A moment of Potential

As I start this post, I'm getting flashbacks to previous moments so similar as to think I've probably written it before. Oh well. I'm trusting you to forgive me, and perhaps to find something different in this occurrence of it, or my telling of the tale.

We start with a Sunday morning... a Sunday morning that began with a lie-in after a 2am wake up, and then became a late-morning trip to the shops for OH and Pumpkin (who likes the scanner very much). All of which resulted in: a clear 90 minutes with no interruptions, when the toys had been cleared from the living room floor (largest area of floor space without significant furniture), and the magical roll of paper could be unrolled.

Take that unrolled paper, add a couple of paperweights (yes, one of them is a lovely wooden elephant that I was given by a family member who had found it in India), a roll of greaseproof/baking paper, a Sharpie, and some time kneeling on the floor, and the result is: the pattern pieces for some #hudsonpants, a #laneraglan, and a #blackwoodcardigan, all traced at the appropriate sizes so that the prints remain unblemished and can be found a poster tube to live in.

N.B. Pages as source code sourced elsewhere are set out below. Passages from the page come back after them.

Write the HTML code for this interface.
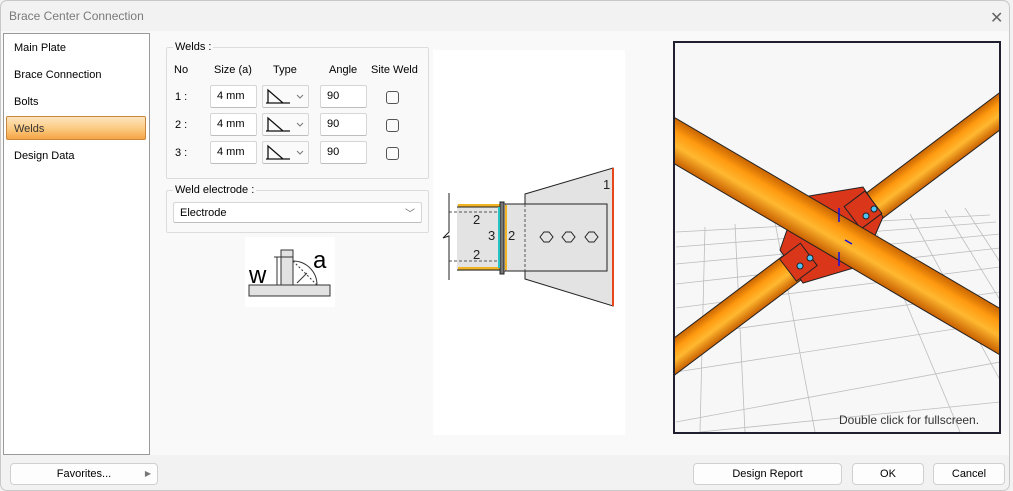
<!DOCTYPE html>
<html><head><meta charset="utf-8"><style>
*{box-sizing:border-box;margin:0;padding:0}
body{width:1013px;height:491px;background:#f2f2f2;font-family:"Liberation Sans",sans-serif;font-size:11px;color:#000;position:relative;overflow:hidden}
.a{position:absolute}
.in{position:absolute;background:#fff;border:1px solid #d6d6d6;border-bottom-color:#bdbdbd;border-radius:2px;padding:4px 0 0 6px;font-size:11px;height:23px}
.cb{position:absolute;width:13px;height:13px;border:1px solid #555;border-radius:3px;background:#fafafa}
.btn{position:absolute;background:#fdfdfd;border:1px solid #d0d0d0;border-radius:4px;text-align:center;line-height:20px;font-size:11px;height:22px}
.grp{position:absolute;border:1px solid #dcdcdc;border-radius:2px}
.lg{position:absolute;background:#f9f9f9;padding:0 2px;top:-7px;left:6px;font-size:11px}
.nav{position:absolute;left:14px;font-size:11px}
</style></head><body>
<div class="a" style="left:0;top:0;width:1010px;height:491px;border:1px solid #c8c8c8;border-radius:7px;background:#f2f2f2"></div>
<div class="a" style="left:9px;top:9px;color:#7a7a7a;font-size:12px">Brace Center Connection</div>
<div class="a" style="left:990px;top:8px;color:#666;font-size:16px">✕</div>
<div class="a" style="left:1px;top:31px;width:1008px;height:424px;background:#f9f9f9"></div>
<!-- left nav -->
<div class="a" style="left:3px;top:33px;width:147px;height:422px;background:#fff;border:1px solid #9a9a9a"></div>
<div class="nav" style="top:42px">Main Plate</div>
<div class="nav" style="top:69px">Brace Connection</div>
<div class="nav" style="top:96px">Bolts</div>
<div class="a" style="left:6px;top:116px;width:140px;height:24px;border:1px solid #c8873a;border-radius:2px;background:linear-gradient(#fde4bf,#fbc97f 55%,#f6a444)"></div>
<div class="nav" style="top:123px;color:#333">Welds</div>
<div class="nav" style="top:150px">Design Data</div>
<!-- welds group -->
<div class="grp" style="left:166px;top:47px;width:263px;height:132px"><span class="lg">Welds :</span></div>
<div class="a" style="left:174px;top:64px">No</div>
<div class="a" style="left:214px;top:64px">Size (a)</div>
<div class="a" style="left:273px;top:64px">Type</div>
<div class="a" style="left:329px;top:64px">Angle</div>
<div class="a" style="left:371px;top:64px">Site Weld</div>
<div id="rows"></div>
<!-- electrode -->
<div class="grp" style="left:166px;top:190px;width:263px;height:43px"><span class="lg">Weld electrode :</span></div>
<div class="in" style="left:173px;top:202px;width:249px;height:21px;padding-top:4px">Electrode<span class="a" style="right:6px;top:2px;color:#666;font-size:10px">﹀</span></div>
<!-- weld sketch -->
<svg class="a" style="left:245px;top:237px" width="90" height="70">
<rect x="0" y="0" width="90" height="70" fill="#fff"/>
<rect x="36" y="13" width="12" height="35" fill="#e2e2e2" stroke="#333"/>
<rect x="4" y="48" width="81" height="11" fill="#e2e2e2" stroke="#333"/>
<path d="M48 24 A24 24 0 0 1 72 48" fill="none" stroke="#333"/>
<path d="M48 24 L72 48" stroke="#333" stroke-dasharray="2,2"/>
<path d="M52 46 L62 36" stroke="#333"/>
<path d="M32 20 V48 M29 20 H48 M29 48 H36" stroke="#333" fill="none"/>
<text x="4" y="46" font-size="24" font-family="Liberation Sans">w</text>
<text x="68" y="31" font-size="24" font-family="Liberation Sans">a</text>
</svg>
<!-- 2D drawing -->
<svg class="a" style="left:433px;top:50px" width="192" height="385">
<rect width="192" height="385" fill="#fff"/>
<g transform="translate(-433,-50)">
<polygon points="525,194 613,168 613,306 525,279" fill="#e3e3e3" stroke="#222"/>
<line x1="613" y1="168" x2="613" y2="306" stroke="#e8461a" stroke-width="2"/>
<rect x="505" y="204" width="102" height="67" fill="#e3e3e3" stroke="#222"/>
<rect x="457" y="204" width="48" height="67" fill="#e3e3e3"/>
<rect x="458" y="204" width="42" height="3" fill="#f0b323"/><rect x="458" y="267" width="42" height="3" fill="#f0b323"/>
<line x1="457" y1="207" x2="500" y2="207" stroke="#222"/><line x1="457" y1="270" x2="500" y2="270" stroke="#222"/>
<line x1="449" y1="212" x2="497" y2="212" stroke="#555" stroke-dasharray="3,2"/>
<line x1="449" y1="261" x2="497" y2="261" stroke="#555" stroke-dasharray="3,2"/>
<line x1="525" y1="204" x2="525" y2="271" stroke="#555" stroke-dasharray="3,2"/>
<path d="M449 193 V232 L443 238 L449 236 V280" fill="none" stroke="#222"/>
<rect x="500" y="202" width="4" height="72" fill="#777" stroke="#222"/>
<line x1="499" y1="207" x2="499" y2="268" stroke="#25c4c4" stroke-width="2"/>
<line x1="506" y1="205" x2="506" y2="270" stroke="#f0b323" stroke-width="2"/>
<g fill="none" stroke="#222"><polygon points="540,237 544,232 549,232 553,237 549,242 544,242"/><polygon points="562,237 566,232 571,232 575,237 571,242 566,242"/><polygon points="585,237 589,232 594,232 598,237 594,242 589,242"/></g>
<g font-size="13" font-family="Liberation Sans" fill="#222"><text x="473" y="224">2</text><text x="488" y="240">3</text><text x="508" y="240">2</text><text x="473" y="259">2</text><text x="603" y="189">1</text></g>
</g></svg>
<!-- 3D view -->
<svg class="a" style="left:673px;top:41px" width="328" height="393">
<rect x="1" y="1" width="326" height="391" fill="#f7f7f7" stroke="#1f1f30" stroke-width="2"/>
<defs>
<linearGradient id="o1" x1="0" y1="0" x2="0" y2="1"><stop offset="0" stop-color="#c86400"/><stop offset=".3" stop-color="#ff9a10"/><stop offset=".6" stop-color="#ffb830"/><stop offset="1" stop-color="#c86000"/></linearGradient>
<clipPath id="cl"><rect x="2" y="2" width="324" height="389"/></clipPath>
</defs>
<g clip-path="url(#cl)">
<g transform="translate(-673,-41)">
<g stroke="#bdbdbd" stroke-width="0.8" fill="none">
<path d="M676 232 L990 215 M676 247 L996 222 M676 264 L1000 234 M676 284 L1000 248 M676 308 L1000 267 M676 337 L1000 292 M676 372 L1000 322 M676 422 L1000 362 M700 432 L1000 402"/>
<path d="M705 227 L700 432 M735 224 L745 432 M775 222 L815 432 M870 217 L960 432 M910 214 L1000 380 M945 210 L1000 300 M965 208 L1000 262"/>
</g>
<g transform="translate(675,356) rotate(-37)"><rect x="-20" y="-15" width="440" height="30" fill="url(#o1)" stroke="#222"/></g>
<polygon points="803,197 863,187 883,217 873,240 857,267 803,283 780,250 787,230" fill="#d9361a" stroke="#222"/>
<g transform="rotate(-37 799 263)"><rect x="786" y="248" width="26" height="28" fill="#d9361a" stroke="#222"/></g>
<g transform="rotate(-37 863 210)"><rect x="850" y="196" width="26" height="28" fill="#d9361a" stroke="#222"/></g>
<circle cx="800" cy="266" r="3" fill="#4fc3f7" stroke="#222"/><circle cx="810" cy="258" r="3" fill="#4fc3f7" stroke="#222"/>
<circle cx="866" cy="216" r="3" fill="#4fc3f7" stroke="#222"/><circle cx="874" cy="209" r="3" fill="#4fc3f7" stroke="#222"/>
<g transform="translate(675,141) rotate(30.4)"><rect x="-20" y="-20" width="420" height="40" fill="url(#o1)" stroke="#222"/></g>
<path d="M839 208 V222 M839 252 V266 M845 240 L852 244" stroke="#1010e0" stroke-width="1.5"/>
</g></g>
<text x="166" y="383" font-size="12" font-family="Liberation Sans" fill="#333">Double click for fullscreen.</text>
</svg>
<!-- footer -->
<div class="btn" style="left:10px;top:463px;width:148px">Favorites...<span class="a" style="right:6px;top:0;color:#777;font-size:8px">▶</span></div>
<div class="btn" style="left:693px;top:463px;width:149px">Design Report</div>
<div class="btn" style="left:852px;top:463px;width:72px">OK</div>
<div class="btn" style="left:933px;top:463px;width:72px">Cancel</div>
<script>
var h='';[85,113,141].forEach(function(y,i){
h+='<div class="a" style="left:175px;top:'+(y+6)+'px">'+(i+1)+' :</div>';
h+='<div class="in" style="left:210px;top:'+y+'px;width:47px">4 mm</div>';
h+='<div class="in" style="left:262px;top:'+y+'px;width:47px;background:#fafafa;padding:0"><svg width="45" height="21"><path d="M3 17 H27 M5 17 V4 L20 17" stroke="#111" fill="none" stroke-width="1.3"/><path d="M34 9 L37 12 L40 9" stroke="#777" fill="none"/></svg></div>';
h+='<div class="in" style="left:320px;top:'+y+'px;width:47px">90</div>';
h+='<div class="cb" style="left:386px;top:'+(y+6)+'px"></div>';});
document.getElementById('rows').innerHTML=h;
</script>
</body></html>
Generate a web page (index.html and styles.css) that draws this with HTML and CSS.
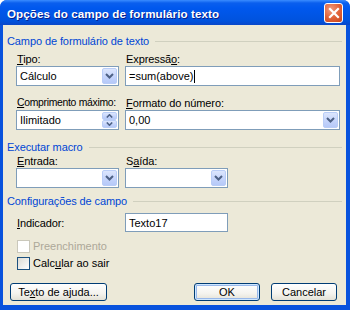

For some reason, this moment, more even than the fabric being laid out on the floor in a similar fashion - that will be an evening this week, post and washing cycles permitting - is the moment that feels to me the most like 'potential'. It's a moment where the handmade item exists in concrete, defined form, but remains pristine. Plans have been made, fabric has been ordered, and the intention is there... everything is possible. 

At this moment, human endeavour has yet to blemish the record, by discovering that the stretch in the fabric is too great, or the size I decided on was optimistic, or I have problems with needle or bobbin tension on my machine, or, or, or. The ways a project could fail are legion, and in sewing there is less opportunity for revision and polishing once a job is started on what turns out to be in some way the wrong foot. 

One of my recurring 'problems' is that because I visualise a thing very fully before I start it, I can get to a point where I can see the straight line from where I am to the end, and in that final furlong, the mystery disappears and... I lose interest. I tend to rush the last 10% of a project, shifting from process to product maker, and if there a point in time when I'm most likely to mess the whole thing up? It's on the last evening's work, when I just can't make myself care about getting that final detail spot on.